I have seen women who go in without pre-conceived plans have far better birth experiences, with less tension and worry, than women with elaborate desires and wishes written down or vocalized. Women tend to be treated more kindly if they seem to be on the same page as the nurses' and doctors' agendas. This might be wrong or unfair to some, but is the truth.
So, how would I counsel someone who medically needed to be in the hospital? I would encourage remaining open to what the nurses and doctors had to offer. If they offer something the woman doesn't want, say, "No thank you." Simple. Concise.
I’ve been to births where my clients had no scripted birth plans and who had beautiful hospital births - ones where the nurses were respectful and we were left alone a great deal of the time to talk and laugh and spend time with each other.
My concern, and the reason for writing this piece, is in unrealistic expectations - across the board... with the client, her family, the doula, the childbirth educator... even midwives.
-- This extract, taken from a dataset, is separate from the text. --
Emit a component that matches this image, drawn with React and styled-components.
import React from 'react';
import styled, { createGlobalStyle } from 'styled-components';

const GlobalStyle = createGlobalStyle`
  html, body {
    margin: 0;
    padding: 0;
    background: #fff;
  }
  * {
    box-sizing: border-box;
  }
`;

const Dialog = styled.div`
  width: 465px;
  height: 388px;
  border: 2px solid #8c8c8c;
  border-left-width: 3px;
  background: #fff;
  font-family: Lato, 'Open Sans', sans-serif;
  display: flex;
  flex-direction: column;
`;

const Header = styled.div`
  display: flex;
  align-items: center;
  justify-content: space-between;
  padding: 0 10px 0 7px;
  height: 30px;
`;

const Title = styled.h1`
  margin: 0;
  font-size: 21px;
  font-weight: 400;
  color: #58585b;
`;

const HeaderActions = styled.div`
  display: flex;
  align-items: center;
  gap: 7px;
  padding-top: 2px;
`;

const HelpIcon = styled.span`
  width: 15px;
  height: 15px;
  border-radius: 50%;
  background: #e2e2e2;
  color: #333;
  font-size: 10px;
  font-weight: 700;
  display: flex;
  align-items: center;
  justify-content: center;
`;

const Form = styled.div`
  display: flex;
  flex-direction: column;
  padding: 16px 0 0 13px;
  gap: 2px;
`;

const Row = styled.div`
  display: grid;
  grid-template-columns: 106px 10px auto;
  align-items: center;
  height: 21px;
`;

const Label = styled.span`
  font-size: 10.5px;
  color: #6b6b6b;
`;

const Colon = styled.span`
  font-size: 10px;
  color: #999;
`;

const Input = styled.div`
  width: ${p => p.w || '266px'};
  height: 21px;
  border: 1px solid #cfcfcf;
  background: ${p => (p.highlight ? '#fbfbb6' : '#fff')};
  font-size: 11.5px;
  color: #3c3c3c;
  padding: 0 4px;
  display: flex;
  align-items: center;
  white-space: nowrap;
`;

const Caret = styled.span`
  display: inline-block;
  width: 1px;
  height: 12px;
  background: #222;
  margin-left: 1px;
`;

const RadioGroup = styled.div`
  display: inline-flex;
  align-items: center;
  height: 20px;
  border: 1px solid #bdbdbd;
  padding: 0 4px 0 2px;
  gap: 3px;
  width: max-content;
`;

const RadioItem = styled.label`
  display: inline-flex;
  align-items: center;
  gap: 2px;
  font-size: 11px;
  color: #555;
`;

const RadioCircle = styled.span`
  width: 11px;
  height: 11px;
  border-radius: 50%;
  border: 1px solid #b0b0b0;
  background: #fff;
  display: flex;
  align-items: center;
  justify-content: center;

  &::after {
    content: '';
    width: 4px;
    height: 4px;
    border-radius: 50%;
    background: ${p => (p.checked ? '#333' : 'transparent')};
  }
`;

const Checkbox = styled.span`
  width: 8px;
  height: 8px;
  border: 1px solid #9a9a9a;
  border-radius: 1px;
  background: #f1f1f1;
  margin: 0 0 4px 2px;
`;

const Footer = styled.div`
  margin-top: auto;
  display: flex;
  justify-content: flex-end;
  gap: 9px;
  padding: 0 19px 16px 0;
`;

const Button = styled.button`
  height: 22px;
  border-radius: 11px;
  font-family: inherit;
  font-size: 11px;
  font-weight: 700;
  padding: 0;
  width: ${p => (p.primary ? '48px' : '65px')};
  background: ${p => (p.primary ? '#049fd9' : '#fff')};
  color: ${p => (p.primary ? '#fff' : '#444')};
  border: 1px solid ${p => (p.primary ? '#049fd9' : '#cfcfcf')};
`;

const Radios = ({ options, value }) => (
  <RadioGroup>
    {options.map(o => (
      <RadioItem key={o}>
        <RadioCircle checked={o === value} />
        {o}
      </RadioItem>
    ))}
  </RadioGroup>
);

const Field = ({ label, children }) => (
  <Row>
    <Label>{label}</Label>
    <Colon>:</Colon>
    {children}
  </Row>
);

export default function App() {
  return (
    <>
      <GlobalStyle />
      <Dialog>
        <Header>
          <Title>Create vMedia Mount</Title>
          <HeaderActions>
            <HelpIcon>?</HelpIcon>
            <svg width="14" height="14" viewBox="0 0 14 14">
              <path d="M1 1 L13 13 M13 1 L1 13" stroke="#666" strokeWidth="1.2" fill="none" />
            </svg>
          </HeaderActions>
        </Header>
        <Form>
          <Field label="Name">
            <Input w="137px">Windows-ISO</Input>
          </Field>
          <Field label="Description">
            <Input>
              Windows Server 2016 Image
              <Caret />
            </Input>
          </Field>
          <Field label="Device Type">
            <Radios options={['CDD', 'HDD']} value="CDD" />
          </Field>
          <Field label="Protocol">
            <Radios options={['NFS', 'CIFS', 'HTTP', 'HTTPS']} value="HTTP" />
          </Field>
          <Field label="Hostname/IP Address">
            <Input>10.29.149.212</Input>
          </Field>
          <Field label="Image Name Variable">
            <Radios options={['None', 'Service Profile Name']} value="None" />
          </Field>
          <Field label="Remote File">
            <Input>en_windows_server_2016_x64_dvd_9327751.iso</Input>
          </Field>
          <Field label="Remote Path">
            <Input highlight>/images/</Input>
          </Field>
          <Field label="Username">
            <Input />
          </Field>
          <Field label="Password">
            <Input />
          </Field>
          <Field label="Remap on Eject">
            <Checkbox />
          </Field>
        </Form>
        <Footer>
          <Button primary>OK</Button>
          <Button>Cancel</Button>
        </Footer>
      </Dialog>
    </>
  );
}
Sure, docs and nurses also have unrealistic expectations, of another sort; many (most?) believe every woman has to have an epidural to have a happy birth experience, or that no one should have a VBAC. Those untruths are as incorrect as the ones that say if a woman has a birth plan she'll have a better birth.
I simply do not see that as realistic - or even close to happening in real life world. Far more often, I watch as hard worked-for plans fall away and women feel more and more guilty and sad for the draining away of their desires. What if we worked on changing the reality of those desires? What if doulas and birth assistants and childbirth educators bluntly laid things on the line and said, "Just because your doctor agreed in the office doesn't mean it's going to happen in real time. You might never see your doctor again. Your doctor, after listening to your birth plan in the office, might know he will have to convince you once you are in labor that his/her way is the way to go.” It is almost impossible to tell what someone will do (midwives included) until after the fact.
Doctors often say there is no such thing as normal birth except in retrospect. The same can be said for a provider doing what they say they will do.
Maybe if we (doulas, childbirth educators, midwives, nurses, doctors, etc.) all got real with women, they might make different choices altogether. Maybe they would get really cranky and start demanding more humane births instead of the lip service paid, touting million-dollar renovations in lieu of hiring more nurses with compassion and a gift for listening to women in labor... not just wanting to get them drugged and quiet.
I don't know what the absolute answer is, but I do know it can't keep going the way it is... everyone fake dancing that each side is listening. Really, knives are stabbing each other, scalpels cutting bellies, women medically paralyzed, drugs given to women begging for natural births - doctors and nurses working in a haze of "what will this look like in court?" and really, really believing they are doing the best thing for the health and safety of the mother and child.
Someone needs to just speak the truth. And it starts with me.
You have a lot of insightful views on the whole birthing process. I was hoping to get pregnant soon and all of this is quite scary!